As we talked I was telling Beau how excited I was to see what Grant Morrison would do once he started writing for The X-Men, considering how much I went bananas for The Invisibles once I stumbled across them. Whatever. It was just a brief flare-up of nerdiness at the time, and I went back to work.
Later on in the week I saw that Beau had gotten the new issue, and I suddenly became obsessed with getting a copy for myself. I went to Forbidden Planet, but they were out of stock. I was crushed, but the fever was in me, and I was in a comic book store with a credit card burning a hole in my pocket, and all sorts of things that I had to have, like the new Authority and a kooky issue of Earth X because I’d been coveting it for so long, and I love those Alex Ross covers so much. There was no turning back.
The next day, I finally found the X-Men book I was looking for at a much bigger place near my office, and I was so elated that I also splurged on one of the Planetary and Invisibles books I’d been curious about. Great scores all around, which left with me hours of reading. I was pleased as punch, despite feeling a little bad about going on such a bender.
I know that some think it's really old-skool, but I’m a sucker for the whole superhero genre in comics. I know that comics are a great medium for telling all kinds of stories, but the superhero stuff still excites me in a very primal way. I’ve read them my whole life, making up characters and stories of my own and soaking in as much of the varied universes of superhero stories as I could. It's easy to look back now and see that I have a real soft spot for a lot of stuff from my youth that wasn't especially sophisticated, but it's also very exciting to see that a lot of comics have grown with me. A lot of them are still just slugfests, and I often get exasperated at how bloated some of the more popular mythologies have become. Luckily, there are books like The Authority and The Invisibles and Planetary that play with the myths that nurtured me: they challenge them, contradict them, turn them inside out, and even show affection for them. It's very po-mo now, very meta. And that’s good. There are a lot of people making comics who are up to the challenge of keeping the medium vital without losing the spark of wonder that sucked me in to begin with. Thank god for that.
Homo Schlock
I beg to differ. In fact, I’d say that a god-damned rainbow mirrorball is enough of a hypercaricature to be the sole indicator of someone so desperate to have an identity that he'd buy one lock, stock, and barrel from a catalogue of homosexual schlock. (It could be a she. I don't want to suggest that lesbians are immune to this sort of tragic kitsch.) Jesus, decades of fighting for public acceptance gets us this? Doesn't anyone see that this is as bad as a Catholic with a life-size velvet painting of the Pope?

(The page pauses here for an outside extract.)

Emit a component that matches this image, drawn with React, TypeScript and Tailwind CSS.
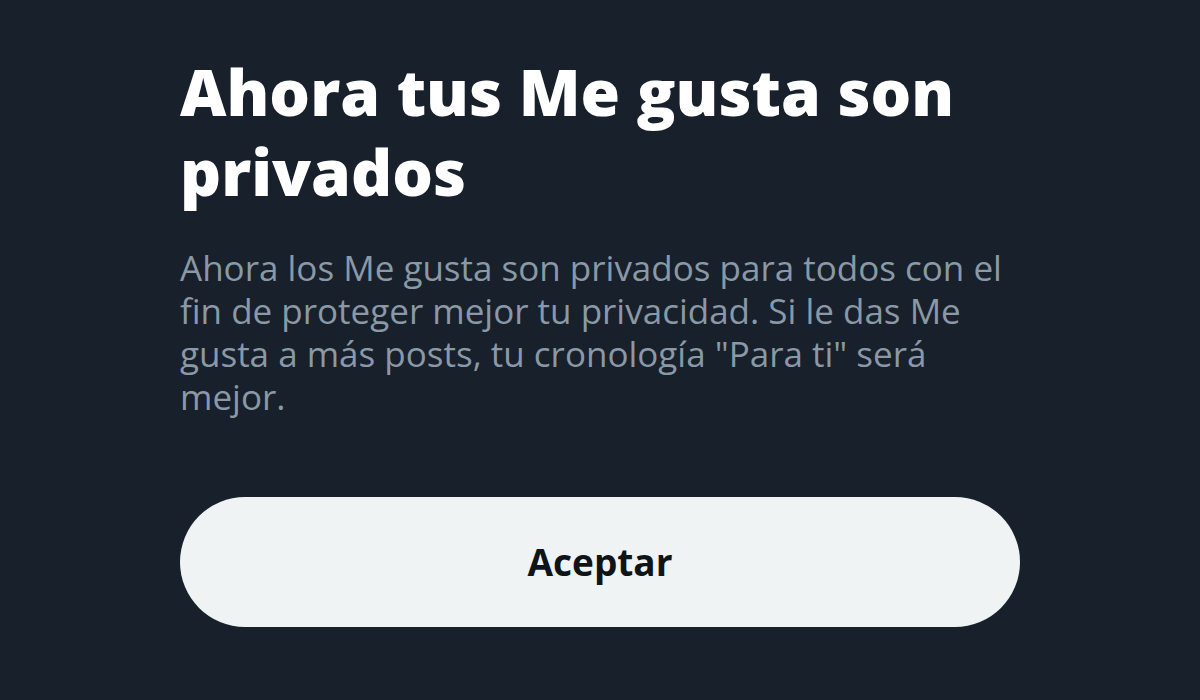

You wanna show your pride? You wanna be out of the closet? Hold a guy's hand in public. Tell the fella in the mailroom he's got a hot ass. Ask if your boyfriend can be covered under your health insurance. Just be yourself — I bet you're not as truly straight-acting as you think you are. And that’s not a problem at all.
New Mediciney Goodness
I switched medicines today, sort of. since I’ve been doing so well on the three drugs I’ve been taking (AZT, 3TC, Ziagen), no gross side effects and impressive changes in my bloddwork and whatnot, I’ve switched from taking them as two pills (Combivir, Ziagen) twice a day to only one pill (Trizivir) twice a day. It's big and blue and looks prettier in my little pillbox than the others, and leaves more room for me to carry around extra Claritin for my pesky allergies.

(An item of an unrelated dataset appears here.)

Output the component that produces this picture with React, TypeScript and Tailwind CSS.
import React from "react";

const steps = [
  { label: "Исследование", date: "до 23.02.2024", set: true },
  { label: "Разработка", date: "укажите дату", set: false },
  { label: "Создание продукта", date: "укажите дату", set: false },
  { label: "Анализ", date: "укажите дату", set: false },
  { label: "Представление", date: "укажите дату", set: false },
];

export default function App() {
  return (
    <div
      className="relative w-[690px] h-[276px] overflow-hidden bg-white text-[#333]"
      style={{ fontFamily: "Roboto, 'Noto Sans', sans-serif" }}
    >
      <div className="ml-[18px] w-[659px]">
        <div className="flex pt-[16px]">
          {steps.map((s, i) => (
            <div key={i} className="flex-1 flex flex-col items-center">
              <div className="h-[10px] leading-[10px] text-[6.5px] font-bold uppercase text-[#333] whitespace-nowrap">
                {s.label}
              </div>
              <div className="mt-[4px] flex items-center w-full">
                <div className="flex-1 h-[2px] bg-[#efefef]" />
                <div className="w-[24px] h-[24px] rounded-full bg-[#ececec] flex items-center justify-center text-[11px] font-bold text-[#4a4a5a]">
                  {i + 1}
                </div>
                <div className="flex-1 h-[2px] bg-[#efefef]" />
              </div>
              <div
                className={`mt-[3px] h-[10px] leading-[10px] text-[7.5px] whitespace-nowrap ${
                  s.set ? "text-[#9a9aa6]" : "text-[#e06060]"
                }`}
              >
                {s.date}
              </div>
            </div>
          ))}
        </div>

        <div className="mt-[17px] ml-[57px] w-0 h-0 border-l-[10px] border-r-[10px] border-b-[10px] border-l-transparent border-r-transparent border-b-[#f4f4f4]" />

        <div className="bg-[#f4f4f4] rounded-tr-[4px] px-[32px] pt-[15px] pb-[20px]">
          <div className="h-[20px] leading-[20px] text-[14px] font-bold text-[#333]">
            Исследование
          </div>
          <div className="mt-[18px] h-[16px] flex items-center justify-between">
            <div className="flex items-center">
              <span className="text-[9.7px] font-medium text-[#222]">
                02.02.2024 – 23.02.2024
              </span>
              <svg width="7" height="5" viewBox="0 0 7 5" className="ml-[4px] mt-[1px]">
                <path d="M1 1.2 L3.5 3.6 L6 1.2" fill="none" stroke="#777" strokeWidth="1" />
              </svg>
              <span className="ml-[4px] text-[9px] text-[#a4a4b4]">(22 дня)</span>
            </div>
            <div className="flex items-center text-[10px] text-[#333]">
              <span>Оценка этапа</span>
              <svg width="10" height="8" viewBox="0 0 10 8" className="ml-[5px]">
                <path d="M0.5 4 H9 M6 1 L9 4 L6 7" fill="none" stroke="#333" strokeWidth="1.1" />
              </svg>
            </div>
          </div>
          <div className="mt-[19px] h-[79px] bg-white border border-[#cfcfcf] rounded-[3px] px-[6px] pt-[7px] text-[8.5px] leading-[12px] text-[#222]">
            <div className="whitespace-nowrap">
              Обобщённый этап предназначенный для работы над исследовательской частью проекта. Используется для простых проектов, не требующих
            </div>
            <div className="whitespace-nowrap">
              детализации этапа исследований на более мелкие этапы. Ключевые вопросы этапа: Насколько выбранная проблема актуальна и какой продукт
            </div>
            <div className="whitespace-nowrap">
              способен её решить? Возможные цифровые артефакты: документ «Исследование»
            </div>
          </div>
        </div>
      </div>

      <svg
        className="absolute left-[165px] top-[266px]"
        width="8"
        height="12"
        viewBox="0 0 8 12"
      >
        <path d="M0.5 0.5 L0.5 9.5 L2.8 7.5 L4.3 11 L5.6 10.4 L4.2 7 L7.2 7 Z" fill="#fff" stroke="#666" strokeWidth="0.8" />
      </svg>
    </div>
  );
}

Have I ever complained about how much I hate taking medicines? Not because I find them unpleasant in and of themselves, but because I hate being reliant on little nudges to my body chemistry rather than just relying on clean living and eating pretty well. Being totally dependent on prescription medicines every day for the rest of my life, particularly knowing that if I miss doses too often they can stop beng effective altogether, makes me slightly batty.